Data section
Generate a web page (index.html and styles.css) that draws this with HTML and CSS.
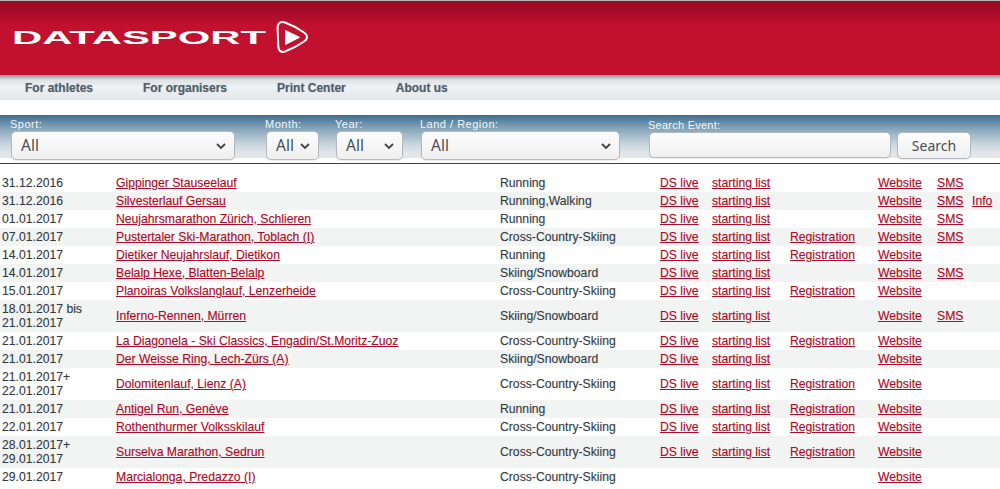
FILE: index.html
```html
<!DOCTYPE html>
<html lang="en">
<head>
<meta charset="utf-8">
<title>Datasport</title>
<link rel="stylesheet" href="styles.css">
</head>
<body>
<header class="brand">
  <svg class="logo" width="300" height="40" viewBox="0 0 300 40" aria-label="Datasport">
    <text class="logo-text" x="-1" y="27" textLength="254" lengthAdjust="spacingAndGlyphs">DATASPORT</text>
    <path class="logo-ring" d="M264.6 12 C264.2 6.5 267 4 272 5.5 C279 8 286 12 291 15.5 C295 18 295 22 291 24.5 C286 28 279 32 272 34.5 C267 36 265.5 33 265.3 29 C265 23 264.8 17 264.6 12Z"/>
    <path class="logo-play" d="M272.5 13.5 L286.5 20.3 L272.5 27.5 Z"/>
  </svg>
</header>
<nav class="nav">
  <a href="#">For athletes</a>
  <a href="#">For organisers</a>
  <a href="#">Print Center</a>
  <a href="#">About us</a>
</nav>
<form class="filters">
  <label class="field sport"><span>Sport:</span><select><option>All</option></select></label>
  <label class="field month"><span>Month:</span><select><option>All</option></select></label>
  <label class="field year"><span>Year:</span><select><option>All</option></select></label>
  <label class="field land"><span>Land / Region:</span><select><option>All</option></select></label>
  <label class="field search"><span>Search Event:</span><input type="text"></label>
  <button type="button" class="search-btn">Search</button>
</form>
<table class="events">
  <colgroup><col class="c-date"><col class="c-name"><col class="c-sport"><col class="c-live"><col class="c-start"><col class="c-reg"><col class="c-web"><col class="c-sms"><col class="c-info"></colgroup>
  <tbody>
  <tr><td>31.12.2016</td><td><a href="#">Gippinger Stauseelauf</a></td><td>Running</td><td><a href="#">DS live</a></td><td><a href="#">starting list</a></td><td></td><td><a href="#">Website</a></td><td><a href="#">SMS</a></td><td></td></tr>
  <tr><td>31.12.2016</td><td><a href="#">Silvesterlauf Gersau</a></td><td>Running,Walking</td><td><a href="#">DS live</a></td><td><a href="#">starting list</a></td><td></td><td><a href="#">Website</a></td><td><a href="#">SMS</a></td><td><a href="#">Info</a></td></tr>
  <tr><td>01.01.2017</td><td><a href="#">Neujahrsmarathon Zürich, Schlieren</a></td><td>Running</td><td><a href="#">DS live</a></td><td><a href="#">starting list</a></td><td></td><td><a href="#">Website</a></td><td><a href="#">SMS</a></td><td></td></tr>
  <tr><td>07.01.2017</td><td><a href="#">Pustertaler Ski-Marathon, Toblach (I)</a></td><td>Cross-Country-Skiing</td><td><a href="#">DS live</a></td><td><a href="#">starting list</a></td><td><a href="#">Registration</a></td><td><a href="#">Website</a></td><td><a href="#">SMS</a></td><td></td></tr>
  <tr><td>14.01.2017</td><td><a href="#">Dietiker Neujahrslauf, Dietikon</a></td><td>Running</td><td><a href="#">DS live</a></td><td><a href="#">starting list</a></td><td><a href="#">Registration</a></td><td><a href="#">Website</a></td><td></td><td></td></tr>
  <tr><td>14.01.2017</td><td><a href="#">Belalp Hexe, Blatten-Belalp</a></td><td>Skiing/Snowboard</td><td><a href="#">DS live</a></td><td><a href="#">starting list</a></td><td></td><td><a href="#">Website</a></td><td><a href="#">SMS</a></td><td></td></tr>
  <tr><td>15.01.2017</td><td><a href="#">Planoiras Volkslanglauf, Lenzerheide</a></td><td>Cross-Country-Skiing</td><td><a href="#">DS live</a></td><td><a href="#">starting list</a></td><td><a href="#">Registration</a></td><td><a href="#">Website</a></td><td></td><td></td></tr>
  <tr><td>18.01.2017 bis<br>21.01.2017</td><td><a href="#">Inferno-Rennen, Mürren</a></td><td>Skiing/Snowboard</td><td><a href="#">DS live</a></td><td><a href="#">starting list</a></td><td></td><td><a href="#">Website</a></td><td><a href="#">SMS</a></td><td></td></tr>
  <tr><td>21.01.2017</td><td><a href="#">La Diagonela - Ski Classics, Engadin/St.Moritz-Zuoz</a></td><td>Cross-Country-Skiing</td><td><a href="#">DS live</a></td><td><a href="#">starting list</a></td><td><a href="#">Registration</a></td><td><a href="#">Website</a></td><td></td><td></td></tr>
  <tr><td>21.01.2017</td><td><a href="#">Der Weisse Ring, Lech-Zürs (A)</a></td><td>Skiing/Snowboard</td><td><a href="#">DS live</a></td><td><a href="#">starting list</a></td><td></td><td><a href="#">Website</a></td><td></td><td></td></tr>
  <tr><td>21.01.2017+<br>22.01.2017</td><td><a href="#">Dolomitenlauf, Lienz (A)</a></td><td>Cross-Country-Skiing</td><td><a href="#">DS live</a></td><td><a href="#">starting list</a></td><td><a href="#">Registration</a></td><td><a href="#">Website</a></td><td></td><td></td></tr>
  <tr><td>21.01.2017</td><td><a href="#">Antigel Run, Genève</a></td><td>Running</td><td><a href="#">DS live</a></td><td><a href="#">starting list</a></td><td><a href="#">Registration</a></td><td><a href="#">Website</a></td><td></td><td></td></tr>
  <tr><td>22.01.2017</td><td><a href="#">Rothenthurmer Volksskilauf</a></td><td>Cross-Country-Skiing</td><td><a href="#">DS live</a></td><td><a href="#">starting list</a></td><td><a href="#">Registration</a></td><td><a href="#">Website</a></td><td></td><td></td></tr>
  <tr><td>28.01.2017+<br>29.01.2017</td><td><a href="#">Surselva Marathon, Sedrun</a></td><td>Cross-Country-Skiing</td><td><a href="#">DS live</a></td><td><a href="#">starting list</a></td><td><a href="#">Registration</a></td><td><a href="#">Website</a></td><td></td><td></td></tr>
  <tr><td>29.01.2017</td><td><a href="#">Marcialonga, Predazzo (I)</a></td><td>Cross-Country-Skiing</td><td></td><td></td><td></td><td><a href="#">Website</a></td><td></td><td></td></tr>
  </tbody>
</table>
</body>
</html>
```
FILE: styles.css
```css
* { box-sizing: border-box; }
html, body { margin: 0; padding: 0; }
body {
  width: 1000px;
  height: 489px;
  overflow: hidden;
  background: #fff;
  font-family: "Liberation Sans", Arial, sans-serif;
  font-size: 12px;
  color: #333b44;
}
.brand {
  height: 75px;
  padding: 16px 0 0 13px;
  border-top: 1px solid #b5b5b5;
  background: linear-gradient(#970a23 0, #a20a26 8px, #c1112f 24px, #c1112f 100%);
}
.logo { display: block; overflow: visible; }
.logo-text {
  font-family: "Liberation Sans", Arial, sans-serif;
  font-weight: 700;
  font-size: 18px;
  fill: #fff;
}
.logo-ring { fill: none; stroke: #fff; stroke-width: 2; }
.logo-play { fill: #fff; stroke: #fff; stroke-width: 1; stroke-linejoin: round; }
.nav {
  height: 25px;
  display: flex;
  align-items: center;
  gap: 50px;
  padding: 1px 0 0 25px;
  background: linear-gradient(#8f969b 0, #dfe3e6 5px, #f0f2f4 12px, #e3e7ea 100%);
}
.nav a {
  font-weight: 700;
  font-size: 12px;
  color: #545f6b;
  text-decoration: none;
  text-shadow: 0 0 1px rgba(84, 95, 107, .5);
}
.filters {
  margin-top: 15px;
  height: 43px;
  display: flex;
  align-items: flex-start;
  padding: 3px 0 0 10px;
  background: linear-gradient(#3f6d90 0, #7f9fb5 12px, #c5d2dc 28px, #e2e6ea 38px);
  position: relative;
}
.filters::after {
  content: "";
  position: absolute;
  left: 0;
  right: 0;
  bottom: -6px;
  height: 1px;
  background: #3a434c;
}
.field { display: flex; flex-direction: column; }
.field span {
  font-size: 11px;
  line-height: 13px;
  letter-spacing: 0.5px;
  color: #f2f5f7;
}
.field select, .field input, .search-btn {
  font-family: "Noto Sans", sans-serif;
  color: #4a4f55;
  border: 1px solid #b4b9bd;
  border-radius: 5px;
  background: linear-gradient(#fdfdfd, #efefef);
  box-shadow: 0 1px 1px rgba(0, 0, 0, .08);
}
.field select {
  appearance: none;
  height: 29px;
  margin-left: 1px;
  padding: 0 0 2px 9px;
  font-size: 15.5px;
  background-image: url("data:image/svg+xml,%3Csvg xmlns='http://www.w3.org/2000/svg' width='10' height='6'%3E%3Cpath d='M1 1l4 4 4-4' fill='none' stroke='%23444' stroke-width='1.8'/%3E%3C/svg%3E"), linear-gradient(#fdfdfd, #efefef);
  background-repeat: no-repeat;
  background-position: right 8.5px center, 0 0;
}
.sport { width: 225px; margin-right: 30px; }
.sport select { width: 224px; }
.month { width: 54px; margin-right: 16px; }
.month select { width: 53px; }
.year { width: 71px; margin-right: 14px; }
.year select { width: 67px; }
.land { width: 228px; }
.land select { width: 199px; }
.search { width: 249px; padding-top: 1px; }
.search span { letter-spacing: .25px; }
.field input {
  width: 242px;
  height: 26px;
  margin-left: 1px;
  padding: 0 8px;
}
.search-btn {
  width: 74px;
  height: 27px;
  margin-top: 14px;
  font-size: 14px;
  padding: 0;
}
.events {
  width: 1000px;
  margin-top: 16px;
  border-collapse: collapse;
  table-layout: fixed;
}
.c-date { width: 114px; }
.c-name { width: 384px; }
.c-sport { width: 160px; }
.c-live { width: 52px; }
.c-start { width: 78px; }
.c-reg { width: 88px; }
.c-web { width: 59px; }
.c-sms { width: 35px; }
.c-info { width: 30px; }
.events td {
  padding: 2px;
  height: 18px;
  line-height: 14px;
  font-size: 12.2px;
  white-space: nowrap;
  vertical-align: middle;
  text-shadow: 0 0 1px rgba(51, 59, 68, .25);
}
.events tr:nth-child(even) { background: #f2f4f3; }
.events a { color: #ad0d2a; text-decoration: underline; text-shadow: 0 0 1px rgba(173, 13, 42, .3); }
```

What needs to be done
Set out every line from the material that contains the string "styles".

Solution for this problem
Generate a web page (index.html and styles.css) that draws this with HTML and CSS.
<link rel="stylesheet" href="styles.css">
FILE: styles.css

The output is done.